*** Data provided ***
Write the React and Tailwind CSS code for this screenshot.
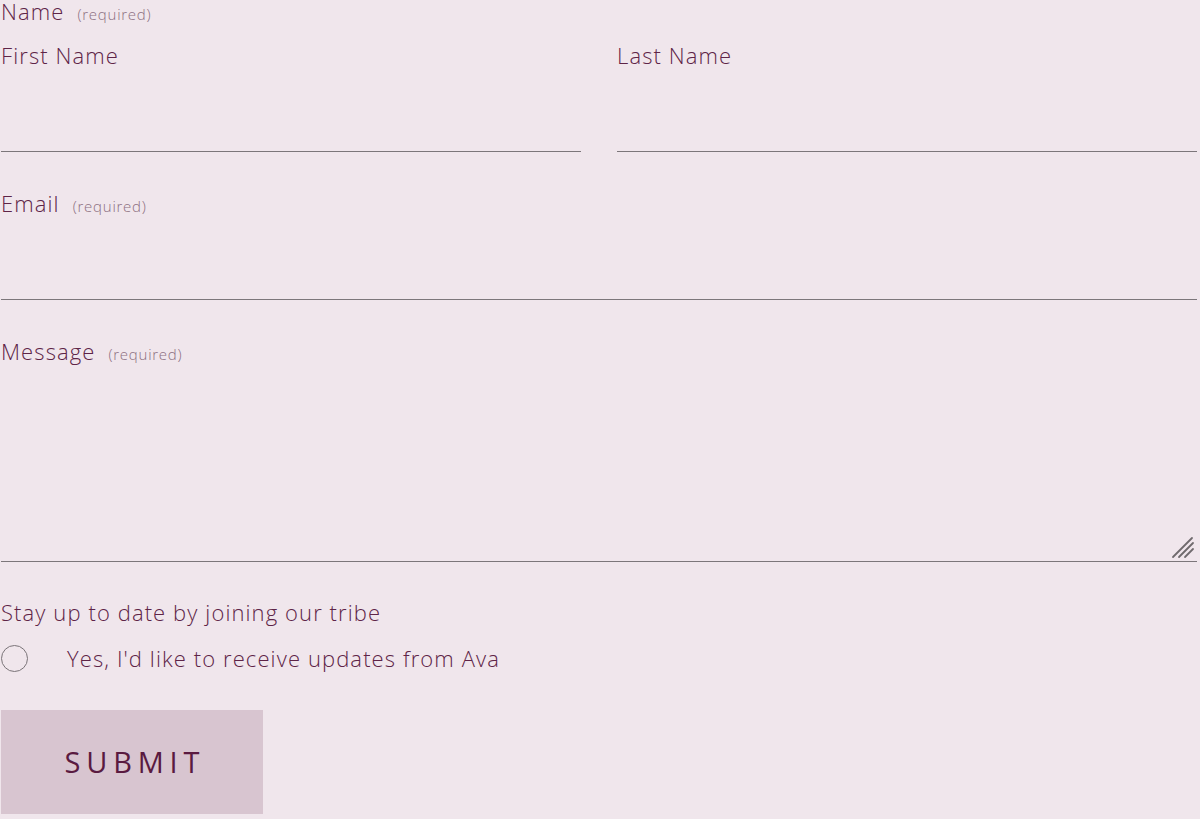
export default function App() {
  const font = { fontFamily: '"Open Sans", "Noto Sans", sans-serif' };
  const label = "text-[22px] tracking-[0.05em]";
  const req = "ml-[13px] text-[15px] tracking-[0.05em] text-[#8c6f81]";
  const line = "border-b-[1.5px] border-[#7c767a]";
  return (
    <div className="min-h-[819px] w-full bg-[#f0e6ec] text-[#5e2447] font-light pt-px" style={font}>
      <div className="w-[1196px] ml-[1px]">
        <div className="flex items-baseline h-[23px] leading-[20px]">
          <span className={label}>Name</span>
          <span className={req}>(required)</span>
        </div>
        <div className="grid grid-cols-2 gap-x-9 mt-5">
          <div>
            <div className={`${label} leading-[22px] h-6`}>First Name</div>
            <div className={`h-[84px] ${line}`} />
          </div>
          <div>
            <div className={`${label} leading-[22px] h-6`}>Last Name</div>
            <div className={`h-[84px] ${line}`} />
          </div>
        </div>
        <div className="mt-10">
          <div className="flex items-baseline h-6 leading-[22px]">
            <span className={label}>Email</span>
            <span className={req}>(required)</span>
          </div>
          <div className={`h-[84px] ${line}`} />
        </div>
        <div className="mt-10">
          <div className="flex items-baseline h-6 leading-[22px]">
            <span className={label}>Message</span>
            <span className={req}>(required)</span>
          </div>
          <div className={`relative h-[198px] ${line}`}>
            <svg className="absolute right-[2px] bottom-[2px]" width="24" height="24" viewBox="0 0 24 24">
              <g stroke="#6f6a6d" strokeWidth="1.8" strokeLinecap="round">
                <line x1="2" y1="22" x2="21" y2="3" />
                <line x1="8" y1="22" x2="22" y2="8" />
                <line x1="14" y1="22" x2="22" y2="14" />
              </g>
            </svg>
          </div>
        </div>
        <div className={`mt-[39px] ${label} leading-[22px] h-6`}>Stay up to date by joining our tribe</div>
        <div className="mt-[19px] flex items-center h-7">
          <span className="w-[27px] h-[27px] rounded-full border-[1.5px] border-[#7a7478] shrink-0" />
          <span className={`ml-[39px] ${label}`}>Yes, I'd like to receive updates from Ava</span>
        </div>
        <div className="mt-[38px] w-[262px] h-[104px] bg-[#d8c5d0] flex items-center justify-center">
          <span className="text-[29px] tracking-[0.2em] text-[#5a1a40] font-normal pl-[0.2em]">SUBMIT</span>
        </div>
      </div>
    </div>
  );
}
***
*** Data provided ***
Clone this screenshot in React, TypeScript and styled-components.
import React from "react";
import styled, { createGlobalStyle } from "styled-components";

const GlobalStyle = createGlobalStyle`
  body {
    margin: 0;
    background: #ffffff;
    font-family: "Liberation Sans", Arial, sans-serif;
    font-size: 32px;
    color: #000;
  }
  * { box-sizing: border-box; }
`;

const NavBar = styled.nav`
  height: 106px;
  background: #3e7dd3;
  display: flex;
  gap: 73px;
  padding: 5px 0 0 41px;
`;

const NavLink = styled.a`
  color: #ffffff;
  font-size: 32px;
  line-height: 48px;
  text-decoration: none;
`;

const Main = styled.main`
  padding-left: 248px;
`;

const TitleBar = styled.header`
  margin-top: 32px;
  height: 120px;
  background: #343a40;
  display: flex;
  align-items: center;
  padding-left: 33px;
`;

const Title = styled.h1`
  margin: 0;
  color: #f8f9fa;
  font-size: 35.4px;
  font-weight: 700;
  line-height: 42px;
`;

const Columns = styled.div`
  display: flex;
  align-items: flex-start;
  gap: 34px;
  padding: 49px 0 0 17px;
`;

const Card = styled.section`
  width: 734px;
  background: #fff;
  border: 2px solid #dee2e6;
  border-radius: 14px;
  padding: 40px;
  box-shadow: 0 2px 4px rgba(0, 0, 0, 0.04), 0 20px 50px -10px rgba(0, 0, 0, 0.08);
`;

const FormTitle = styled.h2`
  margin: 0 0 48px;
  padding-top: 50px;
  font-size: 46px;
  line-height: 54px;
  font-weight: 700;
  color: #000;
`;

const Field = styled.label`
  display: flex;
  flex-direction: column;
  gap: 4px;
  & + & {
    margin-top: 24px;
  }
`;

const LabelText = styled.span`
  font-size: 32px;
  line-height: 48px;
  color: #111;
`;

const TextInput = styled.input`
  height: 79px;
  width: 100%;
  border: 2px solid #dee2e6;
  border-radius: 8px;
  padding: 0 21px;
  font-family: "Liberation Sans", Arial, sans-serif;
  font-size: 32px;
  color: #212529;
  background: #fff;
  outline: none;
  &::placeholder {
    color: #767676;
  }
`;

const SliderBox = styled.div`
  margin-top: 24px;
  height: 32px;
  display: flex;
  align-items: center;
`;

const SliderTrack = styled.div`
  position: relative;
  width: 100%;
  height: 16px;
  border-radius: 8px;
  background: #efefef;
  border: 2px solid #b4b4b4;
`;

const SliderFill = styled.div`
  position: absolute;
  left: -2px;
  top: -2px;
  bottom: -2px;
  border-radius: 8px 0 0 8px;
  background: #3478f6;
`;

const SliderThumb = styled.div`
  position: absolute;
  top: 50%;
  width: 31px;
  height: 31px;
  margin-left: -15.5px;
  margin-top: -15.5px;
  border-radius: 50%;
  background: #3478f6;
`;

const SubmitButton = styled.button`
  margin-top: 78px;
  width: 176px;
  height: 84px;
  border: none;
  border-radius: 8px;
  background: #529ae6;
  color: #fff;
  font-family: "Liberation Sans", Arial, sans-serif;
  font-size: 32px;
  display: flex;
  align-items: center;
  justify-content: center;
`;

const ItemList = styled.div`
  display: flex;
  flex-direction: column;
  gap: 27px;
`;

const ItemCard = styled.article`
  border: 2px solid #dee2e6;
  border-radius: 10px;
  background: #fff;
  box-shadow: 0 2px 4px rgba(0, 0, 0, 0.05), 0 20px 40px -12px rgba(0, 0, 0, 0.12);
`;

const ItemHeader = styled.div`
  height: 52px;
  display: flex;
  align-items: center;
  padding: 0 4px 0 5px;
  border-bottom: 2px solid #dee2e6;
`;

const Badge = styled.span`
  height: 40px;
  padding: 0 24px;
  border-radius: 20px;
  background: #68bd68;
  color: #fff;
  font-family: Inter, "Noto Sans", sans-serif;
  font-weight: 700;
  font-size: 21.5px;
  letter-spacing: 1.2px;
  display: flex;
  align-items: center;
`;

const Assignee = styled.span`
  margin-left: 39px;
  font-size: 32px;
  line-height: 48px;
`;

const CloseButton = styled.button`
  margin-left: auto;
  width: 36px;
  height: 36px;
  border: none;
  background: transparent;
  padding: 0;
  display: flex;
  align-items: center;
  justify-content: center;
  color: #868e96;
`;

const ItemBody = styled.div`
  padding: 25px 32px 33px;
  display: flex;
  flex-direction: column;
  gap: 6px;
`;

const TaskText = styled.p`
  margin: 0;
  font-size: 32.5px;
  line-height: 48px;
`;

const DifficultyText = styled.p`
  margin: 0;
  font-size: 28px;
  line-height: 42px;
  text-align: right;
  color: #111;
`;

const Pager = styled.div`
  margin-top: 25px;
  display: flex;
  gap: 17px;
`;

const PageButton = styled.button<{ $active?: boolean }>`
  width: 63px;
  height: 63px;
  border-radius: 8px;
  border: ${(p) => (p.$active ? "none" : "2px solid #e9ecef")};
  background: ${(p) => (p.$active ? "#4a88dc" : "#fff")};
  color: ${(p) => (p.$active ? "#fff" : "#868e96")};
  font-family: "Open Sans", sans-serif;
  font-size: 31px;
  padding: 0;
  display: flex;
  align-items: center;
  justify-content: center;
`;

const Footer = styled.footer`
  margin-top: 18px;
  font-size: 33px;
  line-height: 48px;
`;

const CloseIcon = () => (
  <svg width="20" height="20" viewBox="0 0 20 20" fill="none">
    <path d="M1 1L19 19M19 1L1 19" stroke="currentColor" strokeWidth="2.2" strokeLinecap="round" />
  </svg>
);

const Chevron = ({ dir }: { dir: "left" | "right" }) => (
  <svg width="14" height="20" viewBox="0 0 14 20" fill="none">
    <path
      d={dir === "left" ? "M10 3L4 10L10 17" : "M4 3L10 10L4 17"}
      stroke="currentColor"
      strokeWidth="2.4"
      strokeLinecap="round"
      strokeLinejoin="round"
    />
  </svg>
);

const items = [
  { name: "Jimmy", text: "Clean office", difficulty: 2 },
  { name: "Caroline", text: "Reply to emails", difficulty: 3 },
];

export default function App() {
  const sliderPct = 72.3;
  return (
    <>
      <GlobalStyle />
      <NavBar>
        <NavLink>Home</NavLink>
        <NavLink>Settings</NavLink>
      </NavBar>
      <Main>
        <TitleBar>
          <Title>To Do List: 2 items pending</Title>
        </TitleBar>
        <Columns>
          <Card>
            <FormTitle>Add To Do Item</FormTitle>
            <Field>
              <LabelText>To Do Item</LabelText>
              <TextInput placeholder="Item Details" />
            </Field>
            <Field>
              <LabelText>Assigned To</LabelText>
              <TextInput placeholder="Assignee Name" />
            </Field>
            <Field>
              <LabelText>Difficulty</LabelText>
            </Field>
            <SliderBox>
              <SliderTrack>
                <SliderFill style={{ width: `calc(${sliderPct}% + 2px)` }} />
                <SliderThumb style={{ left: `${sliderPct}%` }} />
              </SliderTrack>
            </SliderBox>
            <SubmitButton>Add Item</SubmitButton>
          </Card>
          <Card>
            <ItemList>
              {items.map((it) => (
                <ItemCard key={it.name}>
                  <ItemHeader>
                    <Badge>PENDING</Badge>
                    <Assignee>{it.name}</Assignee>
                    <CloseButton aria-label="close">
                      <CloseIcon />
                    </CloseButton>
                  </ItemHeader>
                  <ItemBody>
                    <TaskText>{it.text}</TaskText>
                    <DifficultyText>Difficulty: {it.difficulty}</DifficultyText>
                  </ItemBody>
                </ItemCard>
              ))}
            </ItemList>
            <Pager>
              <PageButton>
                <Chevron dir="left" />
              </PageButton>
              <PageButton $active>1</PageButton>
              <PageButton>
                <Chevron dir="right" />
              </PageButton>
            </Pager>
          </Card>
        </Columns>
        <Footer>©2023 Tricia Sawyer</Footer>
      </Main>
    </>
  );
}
***
Request: For the listing above, give the number of lines in which the string "components" occurs, and nothing else.

Reply: 2